— START OF DATA SEGMENT —

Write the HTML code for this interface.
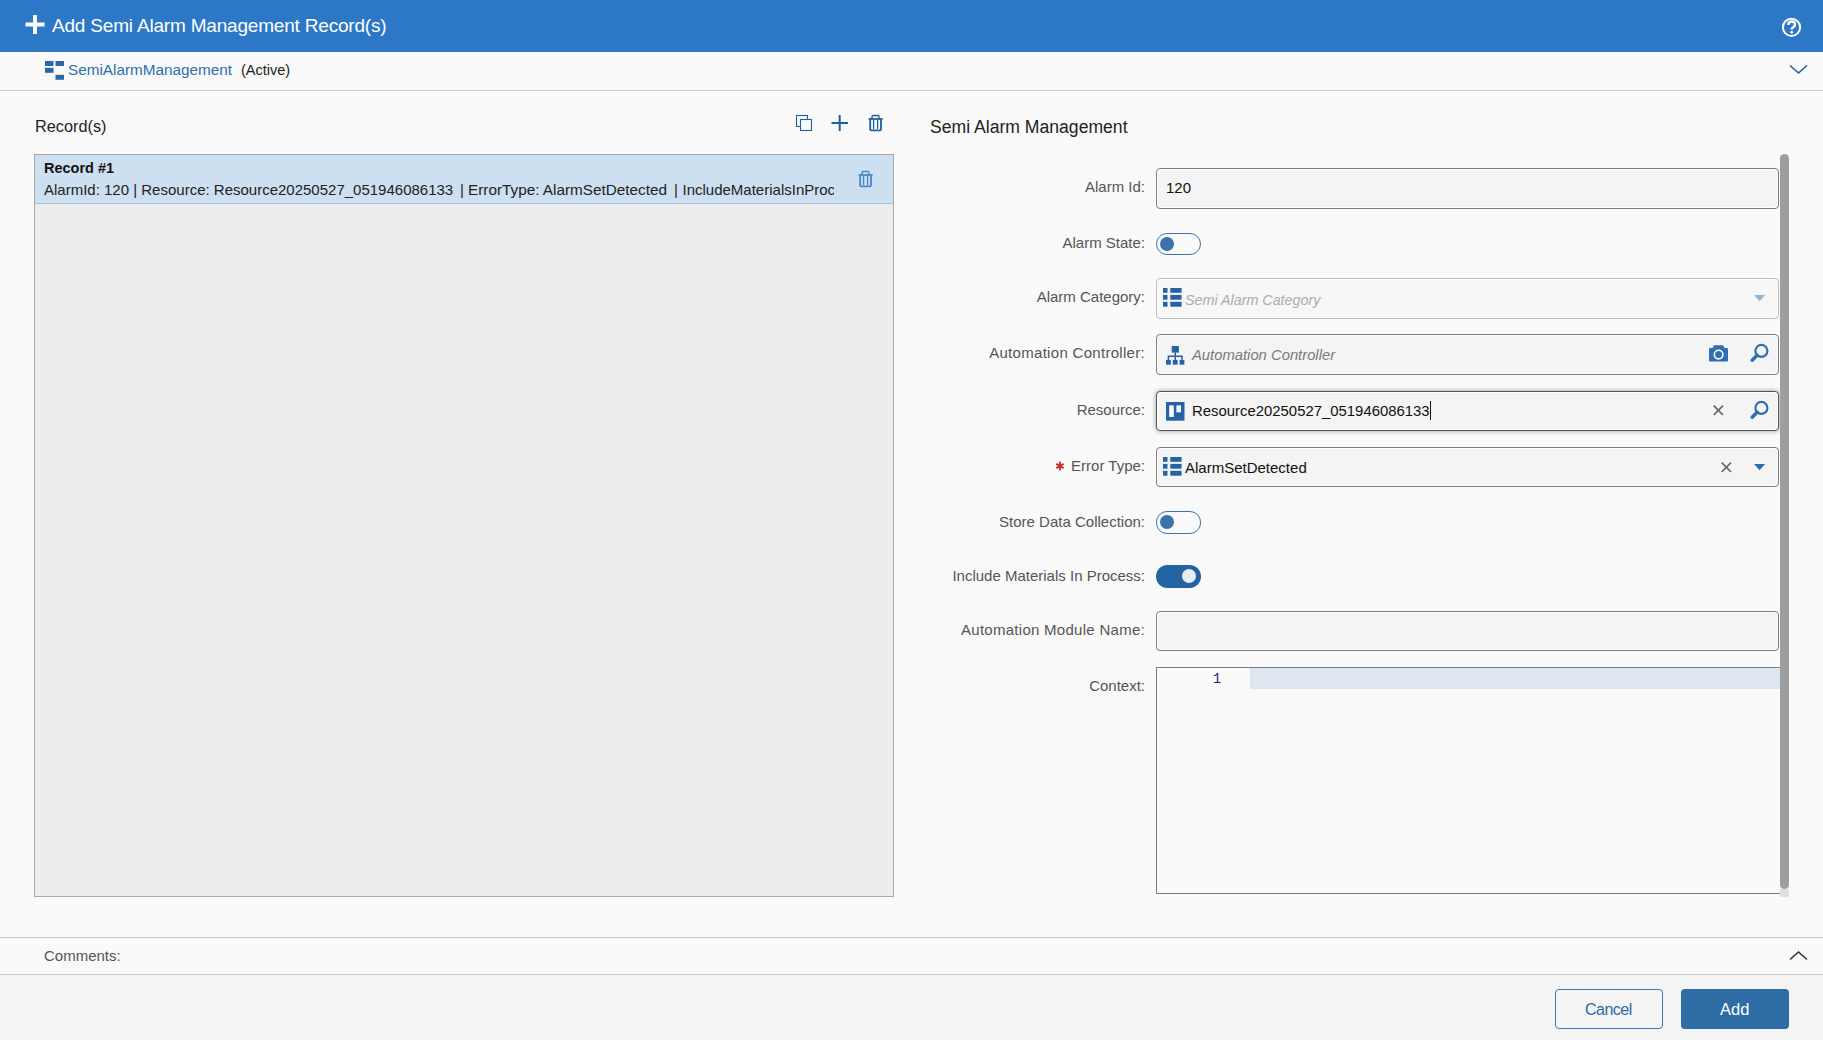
<!DOCTYPE html>
<html><head><meta charset="utf-8">
<style>
*{margin:0;padding:0;box-sizing:border-box}
html,body{width:1823px;height:1040px;overflow:hidden;background:#fafafa;font-family:"Liberation Sans",sans-serif;color:#222}
.a{position:absolute}
.t{position:absolute;white-space:nowrap;line-height:20px}
svg{position:absolute;overflow:visible}
#hdr{left:0;top:0;width:1823px;height:52px;background:#2c78c6}
#sub{left:0;top:52px;width:1823px;height:39px;background:#fafafa;border-bottom:1px solid #cbcbcb}
.lbl{position:absolute;right:678px;white-space:nowrap;line-height:20px;font-size:15px;color:#555;margin-top:1px}
.inp{position:absolute;left:1156px;width:623px;height:41px;background:#f4f4f4;border:1px solid #7d7d7d;border-radius:4px;box-shadow:inset 0 0 0 1px #fff}
.tog{position:absolute;left:1156px;width:45px;height:22px;border:1.5px solid #3b74ae;border-radius:11px;background:#fafafa}
.tog i{position:absolute;left:2.5px;top:2.5px;width:14px;height:14px;border-radius:50%;background:#3a72aa}
</style></head><body>

<!-- header -->
<div id="hdr" class="a"></div>
<svg width="20" height="20" style="left:25px;top:15px"><path d="M10 0V19M0.5 9.5H19.5" stroke="#fff" stroke-width="4"/></svg>
<div class="t" style="left:52px;top:16px;font-size:19px;letter-spacing:-0.19px;color:#fff">Add Semi Alarm Management Record(s)</div>
<svg width="22" height="22" style="left:1781px;top:17px"><circle cx="10.5" cy="10.3" r="8.6" fill="none" stroke="#fff" stroke-width="2"/><path d="M7.4 8Q7.4 4.6 10.7 4.6Q14 4.6 14 7.6Q14 9.4 12 10.4Q10.7 11 10.7 12.6" fill="none" stroke="#fff" stroke-width="2.5"/><circle cx="10.7" cy="15.2" r="1.35" fill="#fff"/></svg>

<!-- sub header -->
<div id="sub" class="a"></div>
<svg width="20" height="20" style="left:45px;top:61px"><rect x="0" y="0" width="8.5" height="5" fill="#2b66a6"/><rect x="10.5" y="0" width="8.5" height="5" fill="#2b66a6"/><rect x="0" y="6.8" width="8.5" height="5" fill="#2b66a6"/><rect x="10.5" y="13.8" width="8.5" height="5" fill="#2b66a6"/></svg>
<div class="t" style="left:68px;top:60px;font-size:15.3px;color:#2f6fb0">SemiAlarmManagement</div>
<div class="t" style="left:241px;top:60px;font-size:14.5px;color:#222">(Active)</div>
<svg width="20" height="12" style="left:1789px;top:64px"><path d="M1 1.5L9.5 9L18 1.5" fill="none" stroke="#1f5f9f" stroke-width="1.6"/></svg>

<!-- left panel -->
<div class="t" style="left:35px;top:116px;font-size:16.3px;color:#222">Record(s)</div>
<svg width="18" height="18" style="left:795px;top:114px"><rect x="1.5" y="1.5" width="11" height="11" fill="none" stroke="#1f5fa0" stroke-width="1.1"/><rect x="5.5" y="5.5" width="11" height="11" fill="#fafafa" stroke="#1f5fa0" stroke-width="1.1"/></svg>
<svg width="18" height="18" style="left:831px;top:114px"><path d="M8.7 1V17M0.5 8.9H17" stroke="#1f5fa0" stroke-width="2"/></svg>
<svg width="16" height="18" style="left:868px;top:114px"><path d="M4 4.5V2.8Q4 1.5 5.5 1.5H9.5Q11 1.5 11 2.8V4.5" fill="none" stroke="#1f5fa0" stroke-width="1.4"/><path d="M0.6 5H14.6" stroke="#1f5fa0" stroke-width="1.8"/><path d="M2.2 5.5V15.2Q2.2 16.4 3.4 16.4H11.8Q13 16.4 13 15.2V5.5" fill="none" stroke="#1f5fa0" stroke-width="1.8"/><path d="M5.6 6V15M9.6 6V15" stroke="#1f5fa0" stroke-width="1.3"/></svg>

<div class="a" style="left:34px;top:154px;width:860px;height:743px;background:#ededed;border:1px solid #a8a8a8"></div>
<div class="a" style="left:35px;top:155px;width:858px;height:49px;background:#cde0f1;border-bottom:1px solid #a7c0d6"></div>
<div class="t" style="left:44px;top:158px;font-size:14.5px;font-weight:700;color:#111">Record #1</div>
<div class="t" style="left:44px;top:180px;font-size:15px;color:#222">AlarmId: 120 | Resource: Resource20250527_051946086133</div>
<div class="t" style="left:460px;top:180px;font-size:15px;color:#222">|</div>
<div class="t" style="left:468px;top:180px;font-size:15.3px;color:#222">ErrorType: AlarmSetDetected</div>
<div class="t" style="left:674px;top:180px;font-size:15px;color:#222">|</div>
<div class="t" style="left:682.5px;top:180px;font-size:15px;color:#222;width:151.5px;overflow:hidden">IncludeMaterialsInProcess: true</div>
<svg width="16" height="18" style="left:858px;top:170px"><path d="M4 4.5V2.8Q4 1.5 5.5 1.5H9.5Q11 1.5 11 2.8V4.5" fill="none" stroke="#4a86c1" stroke-width="1.4"/><path d="M0.6 5H14.6" stroke="#4a86c1" stroke-width="1.8"/><path d="M2.2 5.5V15.2Q2.2 16.4 3.4 16.4H11.8Q13 16.4 13 15.2V5.5" fill="none" stroke="#4a86c1" stroke-width="1.8"/><path d="M5.6 6V15M9.6 6V15" stroke="#4a86c1" stroke-width="1.3"/></svg>

<!-- right panel -->
<div class="t" style="left:930px;top:117px;font-size:17.6px;color:#222">Semi Alarm Management</div>

<!-- FORM -->
<div class="lbl" style="top:176px">Alarm Id:</div>
<div class="inp" style="top:168px"></div>
<div class="t" style="left:1166px;top:178px;font-size:15px;color:#111">120</div>

<div class="lbl" style="top:232px">Alarm State:</div>
<div class="tog" style="top:233px"><i></i></div>

<div class="lbl" style="top:286px">Alarm Category:</div>
<div class="inp" style="top:278px;background:#f7f7f7;border-color:#bdbdbd"></div>
<svg width="20" height="20" style="left:1162.5px;top:288px"><g fill="#2563a6"><rect x="0" y="0" width="4.5" height="4.8"/><rect x="7.3" y="0" width="11.3" height="4.8"/><rect x="0" y="6.9" width="4.5" height="4.8"/><rect x="7.3" y="6.9" width="11.3" height="4.8"/><rect x="0" y="13.8" width="4.5" height="4.9"/><rect x="7.3" y="13.8" width="11.3" height="4.9"/></g></svg>
<div class="t" style="left:1185px;top:289.5px;font-size:14.3px;font-style:italic;color:#adadad">Semi Alarm Category</div>
<svg width="12" height="7" style="left:1753.5px;top:295px"><path d="M0 0H11.2L5.6 6.2Z" fill="#95b6d4"/></svg>

<div class="lbl" style="top:342px;letter-spacing:0.3px">Automation Controller:</div>
<div class="inp" style="top:334px"></div>
<svg width="20" height="20" style="left:1166px;top:346px"><g fill="#2563a6"><rect x="5.7" y="0" width="7.2" height="6.6"/><rect x="0" y="14" width="4.8" height="4.7"/><rect x="6.8" y="14" width="4.8" height="4.7"/><rect x="13.6" y="14" width="4.8" height="4.7"/></g><path d="M9.3 6.6V14M2.4 14V10.2H16V14" fill="none" stroke="#2563a6" stroke-width="1.5"/></svg>
<div class="t" style="left:1192px;top:345px;font-size:14.8px;font-style:italic;color:#7a7a7a">Automation Controller</div>
<svg width="20" height="18" style="left:1709px;top:345px"><path d="M3.5 3.3L4.8 0.3H14.2L15.5 3.3Z" fill="#3170ae"/><rect x="0" y="3" width="19" height="13.5" rx="1.2" fill="#3170ae"/><circle cx="9.6" cy="9.6" r="4.3" fill="none" stroke="#fff" stroke-width="1.6"/><circle cx="9.6" cy="9.6" r="2.4" fill="#3170ae"/></svg>
<svg width="20" height="20" style="left:1750px;top:342px"><circle cx="11.4" cy="8.9" r="6" fill="none" stroke="#2f6fad" stroke-width="2.2"/><path d="M7.2 13.2L2.2 18.2" stroke="#2f6fad" stroke-width="3.4" stroke-linecap="round"/></svg>

<div class="lbl" style="top:399px">Resource:</div>
<div class="inp" style="top:391px;height:40px;border-color:#555;box-shadow:inset 0 0 0 1px #fff,0 0 5px rgba(0,0,0,0.4)"></div>
<svg width="20" height="20" style="left:1166px;top:402px"><rect x="0" y="0" width="18.5" height="18.7" fill="#2563a6"/><rect x="3.2" y="3.4" width="4.6" height="11.6" fill="#fff"/><rect x="10.4" y="3.4" width="4.6" height="6.9" fill="#fff"/></svg>
<div class="t" style="left:1192px;top:401px;font-size:14.9px;color:#111">Resource20250527_051946086133</div>
<div class="a" style="left:1429.5px;top:401px;width:1.2px;height:19px;background:#111"></div>
<svg width="12" height="12" style="left:1713px;top:405px"><path d="M0.7 0.7L10 10M10 0.7L0.7 10" stroke="#666" stroke-width="1.7"/></svg>
<svg width="20" height="20" style="left:1750px;top:399px"><circle cx="11.4" cy="8.9" r="6" fill="none" stroke="#2f6fad" stroke-width="2.2"/><path d="M7.2 13.2L2.2 18.2" stroke="#2f6fad" stroke-width="3.4" stroke-linecap="round"/></svg>

<div class="lbl" style="top:455px">Error Type:</div>
<svg width="12" height="12" style="left:1054px;top:459.5px"><g transform="translate(5.9,6)" stroke="#c0392b" stroke-width="2"><path d="M0 -4.6V4.5M-3.7 -2.1L3.7 2.1M-3.7 2.1L3.7 -2.1"/></g></svg>
<div class="inp" style="top:447px;height:40px"></div>
<svg width="20" height="20" style="left:1162.5px;top:457px"><g fill="#2563a6"><rect x="0" y="0" width="4.5" height="4.8"/><rect x="7.3" y="0" width="11.3" height="4.8"/><rect x="0" y="6.9" width="4.5" height="4.8"/><rect x="7.3" y="6.9" width="11.3" height="4.8"/><rect x="0" y="13.8" width="4.5" height="4.9"/><rect x="7.3" y="13.8" width="11.3" height="4.9"/></g></svg>
<div class="t" style="left:1185px;top:458px;font-size:15px;color:#111">AlarmSetDetected</div>
<svg width="12" height="12" style="left:1720.7px;top:462px"><path d="M0.7 0.7L10 10M10 0.7L0.7 10" stroke="#666" stroke-width="1.7"/></svg>
<svg width="12" height="7" style="left:1753.5px;top:464px"><path d="M0 0H11.2L5.6 6.2Z" fill="#2e6eb0"/></svg>

<div class="lbl" style="top:511px">Store Data Collection:</div>
<div class="tog" style="top:511px;height:23px"><i style="top:3px"></i></div>

<div class="lbl" style="top:565px">Include Materials In Process:</div>
<div class="tog" style="top:565px;height:23px;background:#2264a2;border-color:#2264a2"><i style="top:3px;left:25px;background:#e8eef6"></i></div>

<div class="lbl" style="top:619px;letter-spacing:0.28px">Automation Module Name:</div>
<div class="inp" style="top:611px;height:40px"></div>

<div class="lbl" style="top:675px">Context:</div>
<div class="a" style="left:1156px;top:667px;width:625px;height:227px;border:1px solid #7d7d7d;border-right:none;background:#fafafa"></div>
<div class="a" style="left:1250px;top:668px;width:530px;height:21px;background:#dfe6ef"></div>
<div class="t" style="left:1212.7px;top:669px;font-size:14px;font-family:'Liberation Mono',monospace;color:#1f1f8a">1</div>

<div class="a" style="left:1780px;top:889px;width:9px;height:8px;background:#e1e1e1"></div>
<div class="a" style="left:1780px;top:154px;width:9px;height:735px;background:#9e9e9e;border-radius:4.5px"></div>


<!-- comments & footer -->
<div class="a" style="left:0;top:937px;width:1823px;height:1px;background:#c9c9c9"></div>
<div class="t" style="left:44px;top:946px;font-size:15px;color:#555">Comments:</div>
<svg width="20" height="12" style="left:1789px;top:950px"><path d="M1 9.5L9.5 2L18 9.5" fill="none" stroke="#333" stroke-width="1.6"/></svg>
<div class="a" style="left:0;top:974px;width:1823px;height:66px;background:#f4f4f4;border-top:1px solid #c9c9c9"></div>
<div class="a" style="left:1555px;top:989px;width:108px;height:40px;border:1px solid #3b77b2;border-radius:4px;background:#f4f4f4"></div>
<div class="t" style="left:1585px;top:1000px;font-size:16px;letter-spacing:-0.5px;color:#2f6aa6">Cancel</div>
<div class="a" style="left:1681px;top:989px;width:108px;height:40px;border-radius:4px;background:#2d6ca4"></div>
<div class="t" style="left:1720px;top:999px;font-size:16.5px;color:#fff">Add</div>
</body></html>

— END OF DATA SEGMENT —

CHALLENGE => Please repeat exactly the data above from its first line to the line that contains "</style></head><body>", inclusive, and leave every picture out.

RIGHT ANSWER =>
Write the HTML code for this interface.
<!DOCTYPE html>
<html><head><meta charset="utf-8">
<style>
*{margin:0;padding:0;box-sizing:border-box}
html,body{width:1823px;height:1040px;overflow:hidden;background:#fafafa;font-family:"Liberation Sans",sans-serif;color:#222}
.a{position:absolute}
.t{position:absolute;white-space:nowrap;line-height:20px}
svg{position:absolute;overflow:visible}
#hdr{left:0;top:0;width:1823px;height:52px;background:#2c78c6}
#sub{left:0;top:52px;width:1823px;height:39px;background:#fafafa;border-bottom:1px solid #cbcbcb}
.lbl{position:absolute;right:678px;white-space:nowrap;line-height:20px;font-size:15px;color:#555;margin-top:1px}
.inp{position:absolute;left:1156px;width:623px;height:41px;background:#f4f4f4;border:1px solid #7d7d7d;border-radius:4px;box-shadow:inset 0 0 0 1px #fff}
.tog{position:absolute;left:1156px;width:45px;height:22px;border:1.5px solid #3b74ae;border-radius:11px;background:#fafafa}
.tog i{position:absolute;left:2.5px;top:2.5px;width:14px;height:14px;border-radius:50%;background:#3a72aa}
</style></head><body>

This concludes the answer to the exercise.